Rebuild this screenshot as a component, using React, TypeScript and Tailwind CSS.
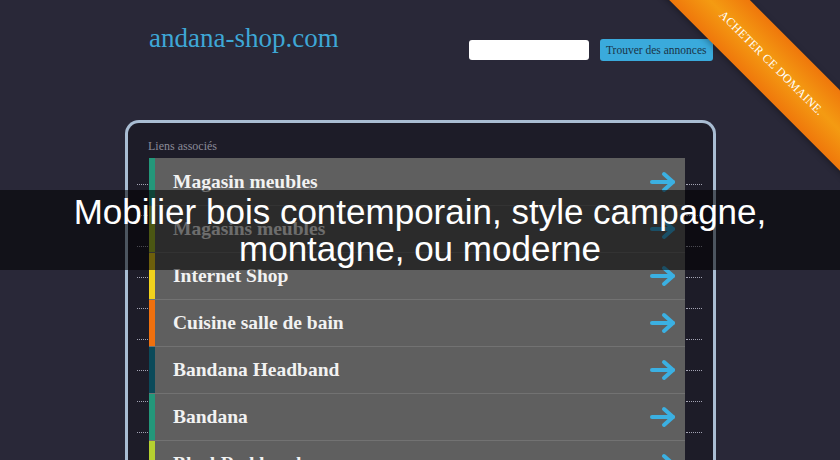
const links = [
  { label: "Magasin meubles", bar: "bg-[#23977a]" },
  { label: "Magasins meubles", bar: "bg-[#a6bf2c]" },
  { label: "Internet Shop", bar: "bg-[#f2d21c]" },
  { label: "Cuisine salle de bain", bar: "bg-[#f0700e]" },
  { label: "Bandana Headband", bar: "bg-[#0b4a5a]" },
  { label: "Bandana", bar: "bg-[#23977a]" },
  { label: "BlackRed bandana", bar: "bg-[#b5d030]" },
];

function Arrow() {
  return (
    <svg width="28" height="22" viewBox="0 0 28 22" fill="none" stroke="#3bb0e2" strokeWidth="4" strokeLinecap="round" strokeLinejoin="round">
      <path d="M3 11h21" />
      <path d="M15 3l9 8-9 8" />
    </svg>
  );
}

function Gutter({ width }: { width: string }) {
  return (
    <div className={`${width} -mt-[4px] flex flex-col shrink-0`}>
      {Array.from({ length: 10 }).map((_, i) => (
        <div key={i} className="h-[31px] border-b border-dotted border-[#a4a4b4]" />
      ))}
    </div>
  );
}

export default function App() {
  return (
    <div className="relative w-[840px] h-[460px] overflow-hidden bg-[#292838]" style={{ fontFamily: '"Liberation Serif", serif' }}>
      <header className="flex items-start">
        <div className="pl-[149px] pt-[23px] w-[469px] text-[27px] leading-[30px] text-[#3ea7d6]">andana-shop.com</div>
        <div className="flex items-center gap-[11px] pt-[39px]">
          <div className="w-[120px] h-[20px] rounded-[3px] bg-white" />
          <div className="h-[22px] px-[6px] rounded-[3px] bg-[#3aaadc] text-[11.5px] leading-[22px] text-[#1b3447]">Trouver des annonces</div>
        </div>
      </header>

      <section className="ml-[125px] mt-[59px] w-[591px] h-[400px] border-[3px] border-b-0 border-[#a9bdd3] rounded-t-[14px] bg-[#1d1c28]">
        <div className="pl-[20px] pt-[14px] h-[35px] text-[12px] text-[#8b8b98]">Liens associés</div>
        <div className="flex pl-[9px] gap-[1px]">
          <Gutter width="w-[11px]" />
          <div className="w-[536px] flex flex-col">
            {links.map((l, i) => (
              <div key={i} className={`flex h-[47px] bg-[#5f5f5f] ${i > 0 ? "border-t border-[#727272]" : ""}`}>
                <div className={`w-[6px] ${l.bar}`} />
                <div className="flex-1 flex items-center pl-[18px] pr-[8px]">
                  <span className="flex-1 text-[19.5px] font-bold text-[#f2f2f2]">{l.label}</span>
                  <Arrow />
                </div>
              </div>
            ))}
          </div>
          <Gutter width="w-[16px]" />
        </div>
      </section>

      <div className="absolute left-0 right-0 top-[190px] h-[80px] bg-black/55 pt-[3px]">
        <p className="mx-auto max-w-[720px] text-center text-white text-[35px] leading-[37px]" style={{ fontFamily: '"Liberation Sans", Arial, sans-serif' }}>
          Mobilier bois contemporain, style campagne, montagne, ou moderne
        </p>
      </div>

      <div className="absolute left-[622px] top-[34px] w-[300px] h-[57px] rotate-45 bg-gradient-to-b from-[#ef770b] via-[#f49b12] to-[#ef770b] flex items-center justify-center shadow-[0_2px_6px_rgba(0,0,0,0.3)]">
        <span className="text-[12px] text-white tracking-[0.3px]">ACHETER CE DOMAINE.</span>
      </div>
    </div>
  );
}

━━━━━━━━━━━━━━━━

(What the task asks): Reproduce the data word for word, excluding its pictures.

(Complete response):
Rebuild this screenshot as a component, using React, TypeScript and Tailwind CSS.
const links = [
  { label: "Magasin meubles", bar: "bg-[#23977a]" },
  { label: "Magasins meubles", bar: "bg-[#a6bf2c]" },
  { label: "Internet Shop", bar: "bg-[#f2d21c]" },
  { label: "Cuisine salle de bain", bar: "bg-[#f0700e]" },
  { label: "Bandana Headband", bar: "bg-[#0b4a5a]" },
  { label: "Bandana", bar: "bg-[#23977a]" },
  { label: "BlackRed bandana", bar: "bg-[#b5d030]" },
];

function Arrow() {
  return (
    <svg width="28" height="22" viewBox="0 0 28 22" fill="none" stroke="#3bb0e2" strokeWidth="4" strokeLinecap="round" strokeLinejoin="round">
      <path d="M3 11h21" />
      <path d="M15 3l9 8-9 8" />
    </svg>
  );
}

function Gutter({ width }: { width: string }) {
  return (
    <div className={`${width} -mt-[4px] flex flex-col shrink-0`}>
      {Array.from({ length: 10 }).map((_, i) => (
        <div key={i} className="h-[31px] border-b border-dotted border-[#a4a4b4]" />
      ))}
    </div>
  );
}

export default function App() {
  return (
    <div className="relative w-[840px] h-[460px] overflow-hidden bg-[#292838]" style={{ fontFamily: '"Liberation Serif", serif' }}>
      <header className="flex items-start">
        <div className="pl-[149px] pt-[23px] w-[469px] text-[27px] leading-[30px] text-[#3ea7d6]">andana-shop.com</div>
        <div className="flex items-center gap-[11px] pt-[39px]">
          <div className="w-[120px] h-[20px] rounded-[3px] bg-white" />
          <div className="h-[22px] px-[6px] rounded-[3px] bg-[#3aaadc] text-[11.5px] leading-[22px] text-[#1b3447]">Trouver des annonces</div>
        </div>
      </header>

      <section className="ml-[125px] mt-[59px] w-[591px] h-[400px] border-[3px] border-b-0 border-[#a9bdd3] rounded-t-[14px] bg-[#1d1c28]">
        <div className="pl-[20px] pt-[14px] h-[35px] text-[12px] text-[#8b8b98]">Liens associés</div>
        <div className="flex pl-[9px] gap-[1px]">
          <Gutter width="w-[11px]" />
          <div className="w-[536px] flex flex-col">
            {links.map((l, i) => (
              <div key={i} className={`flex h-[47px] bg-[#5f5f5f] ${i > 0 ? "border-t border-[#727272]" : ""}`}>
                <div className={`w-[6px] ${l.bar}`} />
                <div className="flex-1 flex items-center pl-[18px] pr-[8px]">
                  <span className="flex-1 text-[19.5px] font-bold text-[#f2f2f2]">{l.label}</span>
                  <Arrow />
                </div>
              </div>
            ))}
          </div>
          <Gutter width="w-[16px]" />
        </div>
      </section>

      <div className="absolute left-0 right-0 top-[190px] h-[80px] bg-black/55 pt-[3px]">
        <p className="mx-auto max-w-[720px] text-center text-white text-[35px] leading-[37px]" style={{ fontFamily: '"Liberation Sans", Arial, sans-serif' }}>
          Mobilier bois contemporain, style campagne, montagne, ou moderne
        </p>
      </div>

      <div className="absolute left-[622px] top-[34px] w-[300px] h-[57px] rotate-45 bg-gradient-to-b from-[#ef770b] via-[#f49b12] to-[#ef770b] flex items-center justify-center shadow-[0_2px_6px_rgba(0,0,0,0.3)]">
        <span className="text-[12px] text-white tracking-[0.3px]">ACHETER CE DOMAINE.</span>
      </div>
    </div>
  );
}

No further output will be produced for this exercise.